Take every line that has the string "Tailwind" and copy it out.

RECORDS PROVIDED:
* * * *
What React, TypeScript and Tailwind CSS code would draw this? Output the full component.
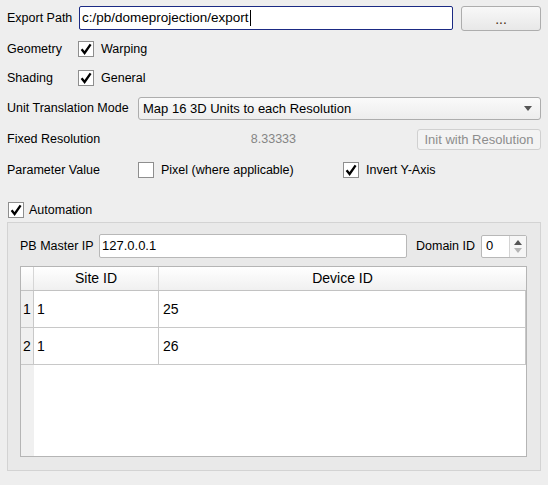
* * * *
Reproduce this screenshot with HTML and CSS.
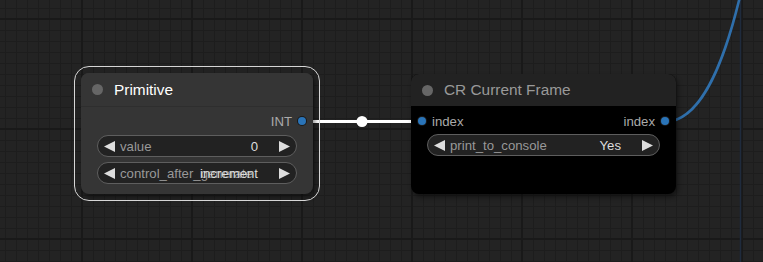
* * * *
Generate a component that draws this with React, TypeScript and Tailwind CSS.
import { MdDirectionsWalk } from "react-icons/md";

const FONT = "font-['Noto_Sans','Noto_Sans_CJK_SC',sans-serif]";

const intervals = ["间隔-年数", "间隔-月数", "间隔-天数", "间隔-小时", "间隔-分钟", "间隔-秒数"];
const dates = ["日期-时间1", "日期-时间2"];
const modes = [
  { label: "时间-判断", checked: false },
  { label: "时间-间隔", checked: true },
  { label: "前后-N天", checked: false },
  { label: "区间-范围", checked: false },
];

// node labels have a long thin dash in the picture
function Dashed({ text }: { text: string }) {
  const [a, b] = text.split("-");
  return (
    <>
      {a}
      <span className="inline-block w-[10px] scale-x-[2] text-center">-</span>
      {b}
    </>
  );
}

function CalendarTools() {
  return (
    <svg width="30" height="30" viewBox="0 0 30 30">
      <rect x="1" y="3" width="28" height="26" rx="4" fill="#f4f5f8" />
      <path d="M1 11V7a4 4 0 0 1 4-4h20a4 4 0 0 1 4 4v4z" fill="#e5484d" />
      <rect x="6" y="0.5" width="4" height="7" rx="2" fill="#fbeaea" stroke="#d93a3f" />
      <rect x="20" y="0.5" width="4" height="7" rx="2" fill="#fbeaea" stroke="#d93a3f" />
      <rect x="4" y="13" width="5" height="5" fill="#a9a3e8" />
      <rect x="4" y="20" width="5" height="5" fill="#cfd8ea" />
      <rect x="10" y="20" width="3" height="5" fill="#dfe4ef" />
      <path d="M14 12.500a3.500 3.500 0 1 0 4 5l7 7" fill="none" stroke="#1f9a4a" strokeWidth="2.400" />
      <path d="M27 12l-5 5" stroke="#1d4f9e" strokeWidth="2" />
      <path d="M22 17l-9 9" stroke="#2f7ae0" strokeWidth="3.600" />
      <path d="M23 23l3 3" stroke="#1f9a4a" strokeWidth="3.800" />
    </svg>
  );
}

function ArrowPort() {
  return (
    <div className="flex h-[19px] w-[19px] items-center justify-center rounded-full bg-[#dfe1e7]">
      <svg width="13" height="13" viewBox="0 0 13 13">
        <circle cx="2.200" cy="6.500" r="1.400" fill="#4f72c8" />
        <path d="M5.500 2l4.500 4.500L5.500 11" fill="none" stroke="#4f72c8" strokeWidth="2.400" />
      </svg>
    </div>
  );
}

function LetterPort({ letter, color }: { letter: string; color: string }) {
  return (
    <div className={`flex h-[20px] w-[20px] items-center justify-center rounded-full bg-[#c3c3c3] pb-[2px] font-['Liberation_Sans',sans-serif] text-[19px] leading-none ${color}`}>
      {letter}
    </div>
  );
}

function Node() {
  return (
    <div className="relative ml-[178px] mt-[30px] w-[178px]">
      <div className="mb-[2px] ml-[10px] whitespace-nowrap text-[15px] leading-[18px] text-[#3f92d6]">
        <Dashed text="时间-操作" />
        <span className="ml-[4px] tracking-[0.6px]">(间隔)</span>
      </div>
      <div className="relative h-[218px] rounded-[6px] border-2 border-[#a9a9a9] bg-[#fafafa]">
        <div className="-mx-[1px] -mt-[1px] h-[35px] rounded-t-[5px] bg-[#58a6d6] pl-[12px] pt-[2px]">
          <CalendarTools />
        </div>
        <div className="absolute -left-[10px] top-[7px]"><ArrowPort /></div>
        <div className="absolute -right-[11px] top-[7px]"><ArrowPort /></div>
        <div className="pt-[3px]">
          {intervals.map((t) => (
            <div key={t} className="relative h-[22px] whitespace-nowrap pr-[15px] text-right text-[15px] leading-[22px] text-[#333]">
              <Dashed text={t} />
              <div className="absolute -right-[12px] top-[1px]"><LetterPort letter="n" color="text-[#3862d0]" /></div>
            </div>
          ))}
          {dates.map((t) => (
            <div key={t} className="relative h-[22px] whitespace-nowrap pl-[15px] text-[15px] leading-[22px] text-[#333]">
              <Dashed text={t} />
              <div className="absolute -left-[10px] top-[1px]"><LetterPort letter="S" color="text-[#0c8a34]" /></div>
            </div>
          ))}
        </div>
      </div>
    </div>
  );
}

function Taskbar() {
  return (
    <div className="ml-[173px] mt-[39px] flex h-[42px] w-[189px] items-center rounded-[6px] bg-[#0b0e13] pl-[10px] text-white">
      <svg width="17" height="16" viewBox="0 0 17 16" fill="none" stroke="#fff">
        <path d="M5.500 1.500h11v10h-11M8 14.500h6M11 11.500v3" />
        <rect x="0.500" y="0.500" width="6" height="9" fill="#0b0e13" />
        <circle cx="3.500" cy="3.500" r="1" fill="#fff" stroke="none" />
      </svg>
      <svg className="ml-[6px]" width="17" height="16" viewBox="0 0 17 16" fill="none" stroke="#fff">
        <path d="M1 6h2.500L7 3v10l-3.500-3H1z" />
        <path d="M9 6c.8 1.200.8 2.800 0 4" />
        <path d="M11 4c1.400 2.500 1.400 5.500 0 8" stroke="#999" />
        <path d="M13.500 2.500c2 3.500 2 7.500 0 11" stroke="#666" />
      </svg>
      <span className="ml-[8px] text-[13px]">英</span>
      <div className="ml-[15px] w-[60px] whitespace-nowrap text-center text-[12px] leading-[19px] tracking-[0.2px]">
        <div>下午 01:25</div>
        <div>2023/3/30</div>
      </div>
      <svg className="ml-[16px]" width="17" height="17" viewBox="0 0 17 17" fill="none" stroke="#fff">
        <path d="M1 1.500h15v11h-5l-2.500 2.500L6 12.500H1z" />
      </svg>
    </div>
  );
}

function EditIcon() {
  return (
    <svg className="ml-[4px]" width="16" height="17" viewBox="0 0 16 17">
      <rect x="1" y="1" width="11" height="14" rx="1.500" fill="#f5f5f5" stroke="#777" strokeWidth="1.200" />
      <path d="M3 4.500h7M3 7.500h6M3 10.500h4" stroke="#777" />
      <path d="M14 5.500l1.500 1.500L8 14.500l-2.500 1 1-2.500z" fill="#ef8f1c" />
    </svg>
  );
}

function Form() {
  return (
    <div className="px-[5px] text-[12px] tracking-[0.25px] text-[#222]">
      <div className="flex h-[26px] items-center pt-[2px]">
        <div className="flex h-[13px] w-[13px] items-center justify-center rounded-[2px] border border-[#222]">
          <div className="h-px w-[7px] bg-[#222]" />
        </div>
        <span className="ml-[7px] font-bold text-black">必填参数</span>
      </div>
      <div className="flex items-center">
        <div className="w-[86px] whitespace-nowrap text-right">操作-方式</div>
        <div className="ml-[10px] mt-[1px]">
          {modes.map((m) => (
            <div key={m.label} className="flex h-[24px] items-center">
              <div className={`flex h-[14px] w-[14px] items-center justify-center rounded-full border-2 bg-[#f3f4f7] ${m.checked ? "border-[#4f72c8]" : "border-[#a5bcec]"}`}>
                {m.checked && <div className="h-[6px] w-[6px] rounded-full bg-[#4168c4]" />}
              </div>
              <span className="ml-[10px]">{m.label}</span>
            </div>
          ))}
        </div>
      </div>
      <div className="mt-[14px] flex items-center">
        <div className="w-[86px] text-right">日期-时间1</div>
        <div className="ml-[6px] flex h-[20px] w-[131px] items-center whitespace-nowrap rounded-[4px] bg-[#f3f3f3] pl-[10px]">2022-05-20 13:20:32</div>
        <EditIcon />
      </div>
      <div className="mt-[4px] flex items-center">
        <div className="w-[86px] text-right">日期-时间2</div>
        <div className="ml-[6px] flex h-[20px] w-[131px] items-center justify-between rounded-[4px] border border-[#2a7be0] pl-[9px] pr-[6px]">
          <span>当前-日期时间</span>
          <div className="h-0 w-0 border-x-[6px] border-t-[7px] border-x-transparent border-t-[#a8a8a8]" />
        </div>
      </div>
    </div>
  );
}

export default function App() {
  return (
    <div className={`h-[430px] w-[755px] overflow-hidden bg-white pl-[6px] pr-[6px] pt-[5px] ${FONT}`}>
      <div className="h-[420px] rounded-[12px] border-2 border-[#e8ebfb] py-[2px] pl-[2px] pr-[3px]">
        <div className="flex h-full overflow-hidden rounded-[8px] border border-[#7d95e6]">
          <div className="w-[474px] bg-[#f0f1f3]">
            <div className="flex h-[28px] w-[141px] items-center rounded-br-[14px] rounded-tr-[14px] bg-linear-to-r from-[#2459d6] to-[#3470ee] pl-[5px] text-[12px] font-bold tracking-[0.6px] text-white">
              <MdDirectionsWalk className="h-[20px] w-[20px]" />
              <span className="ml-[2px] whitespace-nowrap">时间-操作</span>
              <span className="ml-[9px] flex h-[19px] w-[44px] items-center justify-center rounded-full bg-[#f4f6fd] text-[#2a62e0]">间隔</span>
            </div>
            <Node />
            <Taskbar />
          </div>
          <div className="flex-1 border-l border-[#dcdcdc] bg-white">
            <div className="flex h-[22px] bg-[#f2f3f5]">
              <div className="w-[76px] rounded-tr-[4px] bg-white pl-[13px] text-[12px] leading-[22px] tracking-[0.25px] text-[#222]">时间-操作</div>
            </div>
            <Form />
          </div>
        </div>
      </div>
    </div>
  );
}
* * * *
FINISHED ANSWER:
What React, TypeScript and Tailwind CSS code would draw this? Output the full component.
Generate a component that draws this with React, TypeScript and Tailwind CSS.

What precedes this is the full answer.